1 Corinthians 2:6-9 – “We do, however, speak a wisdom among the mature, but not a wisdom of this age, or of the rulers of this age, who are coming to nothing. 7 On the contrary, we speak God’s hidden wisdom in a mystery, a wisdom God predestined before the ages for our glory.
*******8 None of the rulers of this age knew this wisdom, because if they had known it, they would not have crucified the Lord of glory. 9 But as it is written, What no eye has seen, no ear has heard, and no human heart has conceived—God has prepared these things for those who love him.”
Verse 9 has always been a verse of anticipation for me. No matter how beautifully we try to describe heaven, we can't even imagine what the Lord has in store for us.
Even though we live in a world that appears more advanced than the first century, the issues raised by Paul are about the same. The hopelessness of it all, even as we are bombarded with knowledge and worldly wisdom that was unimaginable only decades ago, even so all this worldly knowledge has produced a lot of emotional pain and personal meaninglessness.
Frankly, I'm not sure how we as kids in the 1960s ever survived. It's hard to believe some of the things that were normal in the 1960s for us kids. Things that we wouldn't even dream of doing today because of all this new knowledge we have gained. As a kid, we could ride in the front or back seat of the car because most cars didn't even have seat belts. You remember sleeping in the back window of the car on trips? Cigarette commercials where smoking was encouraged and made you tough. Baby cribs that were painted with lead-based paint. Trampolines without nets. I don't think “childproofing” was even a word back then. Most kids had their own BB guns. We played with lawn darts. We rode bikes without wearing a helmet. We walked to and from school alone. We went to our friends’ house's unescorted. Kids chewed sugary bubble gum, ate sugar-filled cereal, and would hang out at the candy stores. Do you remember hitchhikers? We played outside unsupervised all day and we didn't even know what sunscreen was. Our signal to come home was when the street lights came on at night. We drank from a garden hose and played in the water running along the streets after a heavy rain.
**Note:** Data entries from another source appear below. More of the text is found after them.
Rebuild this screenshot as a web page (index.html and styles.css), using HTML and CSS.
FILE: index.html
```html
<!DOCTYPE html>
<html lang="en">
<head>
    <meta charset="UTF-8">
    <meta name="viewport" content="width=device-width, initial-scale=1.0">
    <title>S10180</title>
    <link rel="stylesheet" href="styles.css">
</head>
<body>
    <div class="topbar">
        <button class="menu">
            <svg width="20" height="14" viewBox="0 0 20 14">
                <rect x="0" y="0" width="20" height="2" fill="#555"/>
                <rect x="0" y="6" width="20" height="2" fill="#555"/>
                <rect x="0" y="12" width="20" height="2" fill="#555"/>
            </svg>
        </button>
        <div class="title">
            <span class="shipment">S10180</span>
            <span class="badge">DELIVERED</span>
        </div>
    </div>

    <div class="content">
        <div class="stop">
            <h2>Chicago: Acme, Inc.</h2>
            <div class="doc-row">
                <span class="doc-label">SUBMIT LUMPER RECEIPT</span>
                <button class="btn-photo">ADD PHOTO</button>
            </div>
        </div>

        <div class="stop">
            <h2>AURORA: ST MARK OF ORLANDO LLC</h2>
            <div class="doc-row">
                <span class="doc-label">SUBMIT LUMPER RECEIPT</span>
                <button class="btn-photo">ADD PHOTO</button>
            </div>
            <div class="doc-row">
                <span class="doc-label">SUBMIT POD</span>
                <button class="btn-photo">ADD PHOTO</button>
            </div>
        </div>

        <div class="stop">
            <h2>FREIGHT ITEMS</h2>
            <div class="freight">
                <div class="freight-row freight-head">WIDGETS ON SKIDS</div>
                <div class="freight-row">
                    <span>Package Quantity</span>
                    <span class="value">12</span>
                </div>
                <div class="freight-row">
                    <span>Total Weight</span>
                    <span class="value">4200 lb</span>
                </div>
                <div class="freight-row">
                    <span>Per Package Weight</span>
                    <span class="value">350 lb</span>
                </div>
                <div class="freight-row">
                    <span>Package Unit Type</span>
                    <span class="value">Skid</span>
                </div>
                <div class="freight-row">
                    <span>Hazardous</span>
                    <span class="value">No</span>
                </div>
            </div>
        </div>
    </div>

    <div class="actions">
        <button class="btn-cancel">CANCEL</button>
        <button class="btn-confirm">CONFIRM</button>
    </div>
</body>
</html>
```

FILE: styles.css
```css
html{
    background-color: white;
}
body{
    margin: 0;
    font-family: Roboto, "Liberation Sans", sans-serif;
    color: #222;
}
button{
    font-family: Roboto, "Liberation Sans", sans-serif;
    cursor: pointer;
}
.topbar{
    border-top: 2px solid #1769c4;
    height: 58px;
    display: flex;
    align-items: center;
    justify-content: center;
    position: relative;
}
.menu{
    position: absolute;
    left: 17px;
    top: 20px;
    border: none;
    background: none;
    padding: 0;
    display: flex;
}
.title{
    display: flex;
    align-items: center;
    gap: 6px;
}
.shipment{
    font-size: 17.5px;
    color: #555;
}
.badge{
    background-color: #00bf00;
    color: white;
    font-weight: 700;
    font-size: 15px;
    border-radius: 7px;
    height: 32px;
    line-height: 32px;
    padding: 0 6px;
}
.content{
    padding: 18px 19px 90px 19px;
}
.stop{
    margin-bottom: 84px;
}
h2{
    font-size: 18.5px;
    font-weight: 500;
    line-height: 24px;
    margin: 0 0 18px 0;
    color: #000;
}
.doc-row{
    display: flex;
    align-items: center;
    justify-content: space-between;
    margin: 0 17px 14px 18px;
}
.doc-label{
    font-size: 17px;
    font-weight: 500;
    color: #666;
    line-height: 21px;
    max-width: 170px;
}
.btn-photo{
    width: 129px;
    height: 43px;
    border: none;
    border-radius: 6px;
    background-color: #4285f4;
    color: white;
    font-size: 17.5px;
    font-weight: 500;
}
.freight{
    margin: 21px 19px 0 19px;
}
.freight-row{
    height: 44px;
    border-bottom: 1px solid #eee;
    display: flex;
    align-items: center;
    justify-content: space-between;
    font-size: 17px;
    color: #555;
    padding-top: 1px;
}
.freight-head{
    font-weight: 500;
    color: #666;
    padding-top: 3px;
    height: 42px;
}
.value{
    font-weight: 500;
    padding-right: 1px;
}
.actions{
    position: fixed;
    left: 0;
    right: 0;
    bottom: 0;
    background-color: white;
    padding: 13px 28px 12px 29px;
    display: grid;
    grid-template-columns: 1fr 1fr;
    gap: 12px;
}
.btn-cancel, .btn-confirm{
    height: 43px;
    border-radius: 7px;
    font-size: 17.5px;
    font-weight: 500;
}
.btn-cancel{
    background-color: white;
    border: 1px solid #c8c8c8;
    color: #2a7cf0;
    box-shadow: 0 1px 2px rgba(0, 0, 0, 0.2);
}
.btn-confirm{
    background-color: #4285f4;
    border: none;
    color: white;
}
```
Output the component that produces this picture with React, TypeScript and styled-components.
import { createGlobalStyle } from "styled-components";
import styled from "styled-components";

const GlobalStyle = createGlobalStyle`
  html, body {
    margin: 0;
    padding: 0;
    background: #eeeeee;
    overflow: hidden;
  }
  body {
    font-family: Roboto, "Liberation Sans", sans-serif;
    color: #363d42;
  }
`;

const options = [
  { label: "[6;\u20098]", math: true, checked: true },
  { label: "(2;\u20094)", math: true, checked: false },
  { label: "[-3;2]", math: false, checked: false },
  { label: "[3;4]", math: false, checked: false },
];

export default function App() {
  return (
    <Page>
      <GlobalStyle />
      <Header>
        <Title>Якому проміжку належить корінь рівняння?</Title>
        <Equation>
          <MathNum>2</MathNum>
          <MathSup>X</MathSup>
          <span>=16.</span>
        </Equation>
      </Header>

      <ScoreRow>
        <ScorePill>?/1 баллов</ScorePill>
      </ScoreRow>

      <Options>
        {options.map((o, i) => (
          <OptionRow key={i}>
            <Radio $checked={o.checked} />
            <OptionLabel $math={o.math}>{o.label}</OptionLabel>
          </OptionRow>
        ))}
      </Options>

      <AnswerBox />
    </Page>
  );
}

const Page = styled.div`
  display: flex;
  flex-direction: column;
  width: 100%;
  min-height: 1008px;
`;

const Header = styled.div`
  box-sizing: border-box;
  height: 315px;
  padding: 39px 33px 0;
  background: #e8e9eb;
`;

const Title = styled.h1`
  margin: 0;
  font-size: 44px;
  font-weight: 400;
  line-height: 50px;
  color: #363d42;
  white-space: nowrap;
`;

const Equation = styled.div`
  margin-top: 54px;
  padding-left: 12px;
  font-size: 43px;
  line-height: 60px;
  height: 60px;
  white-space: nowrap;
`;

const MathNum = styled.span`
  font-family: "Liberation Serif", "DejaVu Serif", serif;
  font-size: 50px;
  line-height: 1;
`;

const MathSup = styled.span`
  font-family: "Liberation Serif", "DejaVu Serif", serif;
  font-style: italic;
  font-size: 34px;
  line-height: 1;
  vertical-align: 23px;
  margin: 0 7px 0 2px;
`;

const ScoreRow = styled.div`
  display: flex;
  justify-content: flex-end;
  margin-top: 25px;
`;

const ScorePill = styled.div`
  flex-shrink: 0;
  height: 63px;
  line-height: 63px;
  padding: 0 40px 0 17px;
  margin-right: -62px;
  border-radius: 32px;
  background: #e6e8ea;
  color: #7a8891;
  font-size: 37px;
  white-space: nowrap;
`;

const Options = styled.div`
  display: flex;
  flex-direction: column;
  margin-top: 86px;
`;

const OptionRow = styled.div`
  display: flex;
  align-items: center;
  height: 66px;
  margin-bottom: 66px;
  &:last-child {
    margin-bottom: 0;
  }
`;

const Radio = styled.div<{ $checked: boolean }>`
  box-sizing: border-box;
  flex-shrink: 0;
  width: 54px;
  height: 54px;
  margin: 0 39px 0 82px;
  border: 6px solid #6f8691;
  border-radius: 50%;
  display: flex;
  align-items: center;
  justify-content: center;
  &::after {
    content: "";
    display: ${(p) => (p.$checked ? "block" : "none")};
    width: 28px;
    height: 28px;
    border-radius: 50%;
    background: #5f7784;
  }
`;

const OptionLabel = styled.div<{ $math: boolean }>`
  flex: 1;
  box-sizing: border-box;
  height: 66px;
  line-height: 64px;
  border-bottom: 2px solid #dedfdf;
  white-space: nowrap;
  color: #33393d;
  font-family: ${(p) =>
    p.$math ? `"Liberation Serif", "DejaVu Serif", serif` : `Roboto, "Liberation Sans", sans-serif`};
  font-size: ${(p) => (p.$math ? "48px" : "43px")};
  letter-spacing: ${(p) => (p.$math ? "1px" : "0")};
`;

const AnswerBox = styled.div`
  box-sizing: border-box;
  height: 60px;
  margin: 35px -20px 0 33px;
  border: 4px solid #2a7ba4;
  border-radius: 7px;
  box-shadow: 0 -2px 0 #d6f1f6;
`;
If we got cut or scratched, mercurochrome, or as we called it monkey blood, would cure it all.
Looking back now we see that we have gained an immense amount of knowledge that prohibits most of what we endured as kids. But in contrast to all of this accumulated knowledge, Christians have access to the fountain of wisdom, the Holy Spirit. He teaches us through our inner being by shining a Divine spotlight on the word of God and illuminating its truth for us. Divine knowledge is far more than just the facts, more than just trivia, and more than technical knowledge that is found on the internet.
Yes, godly wisdom comes through the Holy Spirit. Like the apostles before us, as believers, we have a divine discernment of Scriptures and we have a unique insight into the truth. This is what helps us to know how to live holy lives that are set apart from the rest of the world, even when we find ourselves alone or confused.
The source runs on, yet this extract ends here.